Monday, February 6, 1984.
KOYAANISQUATSI. Music by Philip Glass. Conceived, produced and directed by Godfrey Reggio. Running time: 87 minutes. Rated General entertainment.
THERE MUST BE SOMETHING wrong with my bio-rhythms. According to filmmaker Godfrey Reggio, his movie Koyaanisquatsi “induces meditation . . . many people go into Alpha state while watching it, have a drugless high."
Golly gosh! All I got was a headache, some queasiness and occasional vertigo. Like poorly aligned 3-D, Reggio’s eccentric, non-narrative experimental feature seemed more like a cinematic health hazard.
Well, says Reggio in his picture’s press notes, "it was designed to be an experience, not just a conceptual exercise." Koyaanisqatsi — pronounced coy-ann-nis-SCAAT-see by a droning bass throughout the film — is said to be from the Hopi language and means “1. crazy life; 2. life in turmoil; 3. life disintegrating; 4. life out of balance; 5. state of life that calls for another way of living."
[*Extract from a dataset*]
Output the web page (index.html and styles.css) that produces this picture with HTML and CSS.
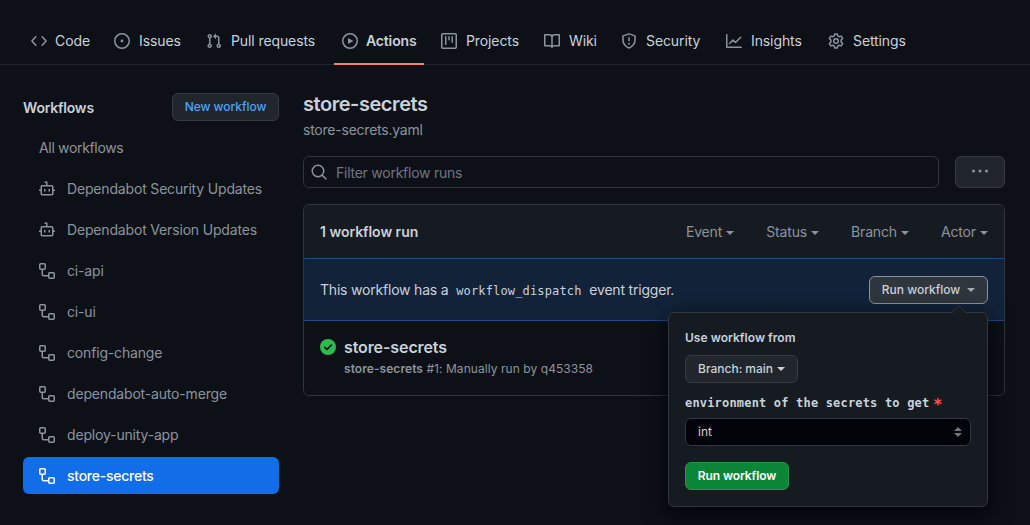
FILE: index.html
```html
<!DOCTYPE html>
<html lang="en">
<head>
<meta charset="utf-8">
<title>store-secrets · Actions</title>
<link rel="stylesheet" href="styles.css">
</head>
<body>
<svg class="defs" width="0" height="0">
  <symbol id="workflow" viewBox="0 0 16 16"><path d="M0 1.75C0 .784.784 0 1.75 0h3.5C6.216 0 7 .784 7 1.75v3.5A1.75 1.75 0 015.25 7H4v4a1 1 0 001 1h4v-1.25C9 9.784 9.784 9 10.75 9h3.5c.966 0 1.75.784 1.75 1.75v3.5A1.75 1.75 0 0114.25 16h-3.5A1.75 1.75 0 019 14.25v-.75H5A2.5 2.5 0 012.5 11V7h-.75A1.75 1.75 0 010 5.25v-3.5zm1.75-.25a.25.25 0 00-.25.25v3.5c0 .138.112.25.25.25h3.5a.25.25 0 00.25-.25v-3.5a.25.25 0 00-.25-.25h-3.5zm9 9a.25.25 0 00-.25.25v3.5c0 .138.112.25.25.25h3.5a.25.25 0 00.25-.25v-3.5a.25.25 0 00-.25-.25h-3.5z"/></symbol>
  <symbol id="bot" viewBox="0 0 16 16"><path class="line" d="M5.5 1.25h2.25V4.5M3.25 4.75h9.5c.55 0 1 .45 1 1v7c0 .55-.45 1-1 1h-9.5c-.55 0-1-.45-1-1v-7c0-.55.45-1 1-1zM0 9.25h2M14 9.25h2M5.75 8v2.5M10.25 8v2.5"/></symbol>
</svg>

<nav class="tabs">
  <a class="tab"><svg class="icon" viewBox="0 0 16 16"><path class="line" stroke-linecap="round" stroke-linejoin="round" d="M4.8 3.7.9 8l3.9 4.3M11.2 3.7 15.1 8l-3.9 4.3"/></svg><span>Code</span></a>
  <a class="tab"><svg class="icon" viewBox="0 0 16 16"><circle class="line" cx="8" cy="8" r="7.25"/><circle cx="8" cy="8" r="1.4"/></svg><span>Issues</span></a>
  <a class="tab"><svg class="icon" viewBox="0 0 16 16"><path fill-rule="evenodd" d="M7.177 3.073L9.573.677A.25.25 0 0110 .854v4.792a.25.25 0 01-.427.177L7.177 3.427a.25.25 0 010-.354zM3.75 2.5a.75.75 0 100 1.5.75.75 0 000-1.5zm-2.25.75a2.25 2.25 0 113 2.122v5.256a2.251 2.251 0 11-1.5 0V5.372A2.25 2.25 0 011.5 3.25zM11 2.5h-1V4h1a1 1 0 011 1v5.628a2.251 2.251 0 101.5 0V5A2.5 2.5 0 0011 2.5zm1 10.25a.75.75 0 111.5 0 .75.75 0 01-1.5 0zM3.75 12a.75.75 0 100 1.5.75.75 0 000-1.5z"/></svg><span>Pull requests</span></a>
  <a class="tab tab-active"><svg class="icon" viewBox="0 0 16 16"><circle class="line" cx="8" cy="8" r="7.25"/><path d="M6.4 5.2 11 7.8a.25.25 0 010 .4L6.4 10.8a.25.25 0 01-.4-.2V5.4c0-.2.2-.3.4-.2z"/></svg><span>Actions</span></a>
  <a class="tab"><svg class="icon" viewBox="0 0 16 16"><rect class="line" x=".75" y=".75" width="14.5" height="14.5" rx="1"/><path class="line" stroke-linecap="round" d="M4.75 3.8v7.5M8 3.8v3M11.25 3.8v5.5"/></svg><span>Projects</span></a>
  <a class="tab"><svg class="icon" viewBox="0 0 16 16"><path class="line" stroke-linejoin="round" d="M.75 1.75h4.5C6.8 1.75 8 2.9 8 4.3c0-1.4 1.2-2.55 2.75-2.55h4.5v11h-4.8c-1.2 0-2 .6-2.45 1.5-.45-.9-1.25-1.5-2.45-1.5H.75zM8 4.3v9.5"/></svg><span>Wiki</span></a>
  <a class="tab"><svg class="icon" viewBox="0 0 16 16"><path class="line" stroke-linejoin="round" d="M8 .9l6 1.95V7.1c0 3.6-2 6.2-6 8-4-1.8-6-4.4-6-8V2.85zM8 4.3v4"/><circle cx="8" cy="10.7" r="1"/></svg><span>Security</span></a>
  <a class="tab"><svg class="icon" viewBox="0 0 16 16"><path class="line" stroke-linecap="round" stroke-linejoin="round" d="M.75 1.75v12.5h14.5M3.5 10.5 7 7l2.5 2.5 5.2-5.2"/></svg><span>Insights</span></a>
  <a class="tab"><svg class="icon" viewBox="0 0 16 16"><path class="line" stroke-linejoin="round" d="M6.8.9h2.4l.5 2 1.4.8 2-.6 1.6 2.1-.4.6-1.2 1.3v1.8l1.2 1.3.4.6-1.6 2.1-2-.6-1.4.8-.5 2H6.8l-.5-2-1.4-.8-2 .6-1.6-2.1.4-.6 1.2-1.3V7.1L1.7 5.8l-.4-.6 1.6-2.1 2 .6 1.4-.8z"/><circle class="line" cx="8" cy="8" r="2.3"/></svg><span>Settings</span></a>
</nav>

<div class="layout">
  <aside class="sidebar">
    <div class="sidebar-head"><h2>Workflows</h2><button class="btn btn-link">New workflow</button></div>
    <a class="item">All workflows</a>
    <a class="item"><svg class="icon"><use href="#bot"/></svg>Dependabot Security Updates</a>
    <a class="item"><svg class="icon"><use href="#bot"/></svg>Dependabot Version Updates</a>
    <a class="item"><svg class="icon"><use href="#workflow"/></svg>ci-api</a>
    <a class="item"><svg class="icon"><use href="#workflow"/></svg>ci-ui</a>
    <a class="item"><svg class="icon"><use href="#workflow"/></svg>config-change</a>
    <a class="item"><svg class="icon"><use href="#workflow"/></svg>dependabot-auto-merge</a>
    <a class="item"><svg class="icon"><use href="#workflow"/></svg>deploy-unity-app</a>
    <a class="item item-active"><svg class="icon"><use href="#workflow"/></svg>store-secrets</a>
  </aside>

  <main class="main">
    <h1>store-secrets</h1>
    <p class="file">store-secrets.yaml</p>
    <div class="search-row">
      <div class="search"><svg class="icon" viewBox="0 0 16 16"><circle class="line" cx="7" cy="7" r="5.75"/><path class="line" stroke-linecap="round" d="M11.2 11.2 15 15"/></svg><span>Filter workflow runs</span></div>
      <button class="btn more"><svg width="18" height="4" viewBox="0 0 18 4"><circle cx="2.5" cy="2" r="1.5"/><circle cx="9" cy="2" r="1.5"/><circle cx="15.5" cy="2" r="1.5"/></svg></button>
    </div>

    <section class="box">
      <header class="box-head">
        <strong>1 workflow run</strong>
        <div class="filters">
          <span>Event<i class="caret"></i></span>
          <span>Status<i class="caret"></i></span>
          <span>Branch<i class="caret"></i></span>
          <span>Actor<i class="caret"></i></span>
        </div>
      </header>
      <div class="banner">
        <p>This workflow has a <code>workflow_dispatch</code> event trigger.</p>
        <div class="dispatch">
          <button class="btn btn-open">Run workflow<i class="caret"></i></button>
          <form class="popover">
            <svg class="tip" width="16" height="9" viewBox="0 0 16 9"><path d="M0 8.5 8 .7l8 7.8V9H0z"/><path class="tip-edge" d="M.5 8 8 .7 15.5 8"/></svg>
            <b class="from">Use workflow from</b>
            <button type="button" class="btn branch"><span>Branch:</span> main<i class="caret"></i></button>
            <label class="env">environment of the secrets to get<em>*</em></label>
            <div class="select"><span>int</span><svg width="8" height="10" viewBox="0 0 8 10"><path d="M4 0l4 4H0zM4 10 0 6h8z"/></svg></div>
            <button type="button" class="btn btn-primary">Run workflow</button>
          </form>
        </div>
      </div>
      <div class="run">
        <svg class="status" viewBox="0 0 16 16"><circle cx="8" cy="8" r="8"/><path d="M4.8 8.3 7 10.4l4.3-4.3"/></svg>
        <div><h3>store-secrets</h3><p><b>store-secrets</b> #1: Manually run by q453358</p></div>
      </div>
    </section>
  </main>
</div>
</body>
</html>
```
FILE: styles.css
```css
* { box-sizing: border-box; }
body {
  margin: 0;
  height: 525px;
  overflow: hidden;
  background: #0d1117;
  color: #c9d1d9;
  font: 14px/21px Inter, "Liberation Sans", sans-serif;
  letter-spacing: -0.2px;
}
h1, h2, h3, p { margin: 0; }
.defs { position: absolute; }
.icon { width: 16px; height: 16px; flex: none; fill: #8b949e; color: #8b949e; }
.line { fill: none; stroke: currentColor; stroke-width: 1.5; }

.tabs {
  display: grid;
  grid-template-columns: 83px 92px 136px 99px 103px 77px 105px 102px 95px;
  height: 65px;
  padding: 17px 0 0 23px;
  border-bottom: 1px solid #21262d;
  letter-spacing: -0.1px;
}
.tab {
  display: flex;
  align-items: center;
  gap: 9px;
  justify-self: start;
  height: 48px;
  padding: 0 8px;
  white-space: nowrap;
}
.tab span { padding-bottom: 2px; }
.tab:first-child { gap: 8px; }
.tab-active { gap: 8px; width: 90px; font-weight: 600; box-shadow: inset 0 -2px #f78166; letter-spacing: -0.15px; }

.layout { display: grid; grid-template-columns: 256px 702px; gap: 24px; padding: 28px 0 0 23px; }
.sidebar { display: flex; flex-direction: column; gap: 4px; }
.sidebar-head { display: flex; justify-content: space-between; align-items: center; height: 28px; margin-bottom: 4px; }
.sidebar h2 { font-size: 14px; font-weight: 600; }
.item {
  display: flex;
  align-items: center;
  gap: 12px;
  height: 37px;
  padding: 0 16px;
  border-radius: 6px;
  color: #8b949e;
  letter-spacing: -0.17px;
  white-space: nowrap;
}
.item:nth-child(2) { letter-spacing: -0.33px; }
.item-active, .item-active .icon { color: #fff; fill: #fff; }
.item-active { background: #116de8; font-weight: 500; letter-spacing: -0.25px; }

.btn {
  display: inline-flex;
  align-items: center;
  justify-content: center;
  height: 28px;
  padding: 0 12px;
  border: 1px solid #363b42;
  border-radius: 6px;
  background: #21262d;
  color: #c9d1d9;
  font: 500 12px/18px Inter, "Liberation Sans", sans-serif;
  letter-spacing: 0;
  white-space: nowrap;
}
.btn-link { width: 107px; color: #4fa3fb; letter-spacing: -0.05px; }
.caret {
  display: inline-block;
  margin-left: 4px;
  border: 4px solid transparent;
  border-top-color: currentColor;
  border-bottom: 0;
  vertical-align: middle;
}

.main h1 { margin-top: -1px; font-size: 20px; line-height: 24px; font-weight: 600; letter-spacing: -0.45px; }
.file { margin-top: 3px; color: #8b949e; letter-spacing: -0.23px; }
.search-row { display: flex; gap: 16px; margin-top: 16px; }
.search {
  display: flex;
  align-items: center;
  gap: 9px;
  width: 636px;
  height: 32px;
  padding: 0 7px;
  border: 1px solid #30363d;
  border-radius: 6px;
  color: #6e7681;
  letter-spacing: -0.25px;
}
.more { width: 50px; height: 32px; fill: #8b949e; padding-bottom: 2px; }

.box { margin-top: 16px; height: 192px; border: 1px solid #30363d; border-radius: 6px; }
.box-head {
  display: flex;
  align-items: center;
  justify-content: space-between;
  height: 53px;
  padding: 0 16px;
  border-radius: 6px 6px 0 0;
  background: #161b22;
}
.box-head strong { font-weight: 600; letter-spacing: -0.03px; }
.filters { display: flex; gap: 32px; color: #8b949e; letter-spacing: -0.15px; }
.banner {
  display: flex;
  justify-content: space-between;
  align-items: center;
  height: 63px;
  padding: 0 16px;
  border: 1px solid #1b4a86;
  border-width: 1px 0;
  background: #122339;
}
code { margin: 0 4px; font: 12px/18px "DejaVu Sans Mono", monospace; letter-spacing: 0.15px; }
.dispatch { position: relative; height: 28px; }
.btn-open { width: 119px; border-color: #8b949e; background: #30363d; }
.btn-open .caret { margin-left: 7px; color: #a2a9b1; }

.popover {
  position: absolute;
  top: 36px;
  right: 0;
  display: flex;
  flex-direction: column;
  align-items: flex-start;
  width: 320px;
  height: 195px;
  padding: 16px;
  border: 1px solid #30363d;
  border-radius: 6px;
  background: #161b22;
  box-shadow: 0 8px 24px #010409;
  font-size: 12px;
  line-height: 18px;
  letter-spacing: 0;
}
.tip { position: absolute; top: -8px; right: 20px; fill: #161b22; }
.tip .tip-edge { fill: none; stroke: #30363d; }
.from { font-weight: 600; letter-spacing: 0.04px; }
.branch { margin-top: 8px; width: 113px; }
.branch span { margin-right: 3px; }
.env { margin-top: 11px; font: bold 12px/18px "DejaVu Sans Mono", monospace; letter-spacing: 0.18px; }
.env em { margin-left: 4px; color: #f85149; font-size: 15px; line-height: 10px; font-style: normal; vertical-align: -3px; }
.select {
  display: flex;
  align-items: center;
  justify-content: space-between;
  width: 286px;
  height: 28px;
  margin-top: 6px;
  padding: 0 8px 0 12px;
  border: 1px solid #30363d;
  border-radius: 6px;
  background: #010409;
  fill: #6e7681;
}
.btn-primary { width: 104px; margin-top: 16px; border-color: #279446; background: #0b8537; color: #fff; font-weight: 600; letter-spacing: -0.1px; }

.run { display: flex; gap: 8px; padding: 14px 16px; }
.status { width: 16px; height: 16px; margin-top: 4px; fill: #2dba4e; }
.status path { fill: none; stroke: #0d1117; stroke-width: 1.6; stroke-linecap: round; stroke-linejoin: round; }
.run h3 { font-size: 16px; line-height: 24px; font-weight: 600; letter-spacing: -0.1px; }
.run p { margin-top: 1px; color: #8b949e; font-size: 12px; line-height: 18px; letter-spacing: 0.06px; }
.run p b { font-weight: 600; }
```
Technology and urbanization are a sham and delusion, the film’s visuals argue. His picture approves of wide open, unspoiled, unpopulated spaces, though. Monument Valley is okay.
It disapproves of machines, cities and motor vehicles. Reggio uses a variety of cinematographic tricks to make those things downright painful to look at.
A 747 airliner is photographed through a heat shimmer in foreshortened slow motion so that it seems to take forever to land. That starts a throbbing in back of my eyeballs.
A glass-walled office tower tapers into the sky with time-lapse photography accelerating the motion of the clouds. Vertigo, anyone?
Waves of cars and crowds of people seen from above move at unnatural speeds. Now my stomach is upset.
In his 1980 book What is Art?, the New York Times art critic John Canaday asks "is there a work of art or assemblage of works of art that represents us at our best, as the Parthenon represents ancient Greece, the cathedrals the medieval world?"
Canaday’s answer is to "propose that the spectacle of New York City from the air at night is that composite work of art.” Reggio, of course, takes another point of view.
Man’s works, his film says, besmirch Mother Earth, and the filmmaker uses all of his art to show us how. A collection of gimmick effects, his Koyaanisqatsi is being sold as a profound statement on modern times.
Will somebody please pass the Aspirin?
The above is a restored version of a Province review by Michael Walsh originally published in 1984. For additional information on this archived material, please visit my FAQ.
Afterword: Godfrey Reggio is right, of course. Environmental degradation — the besmirchment of Mother Earth — has become a matter of genuine concern. Corporations and their political enablers are complicit in crimes against nature. Scientists, artists, some journalists and many academics who have been attempting to raise the alarm for years were for the most part drowned out by the powerful counter-narrative of limitless growth within a consumer culture. As a result of our societal indifference in 1982, the world of 2021 is faced with a climate crisis that threatens the existence of sentient life on the planet.
Being right is different from being effective. I wasn’t kidding when I said Koyaanisqatsi gave me a headache. It was difficult to meditate upon the underlying truth of Reggio’s message when his chosen medium left me nauseated. By contrast, the bio-rhythms of the U.S. Library of Congress's National Film Registry selection committee seem to have been in tune with his work. In 2000, Koyaanisqatsi was deemed "culturally, historically or aesthetically" significant, and added to its list of films "deserving of preservation."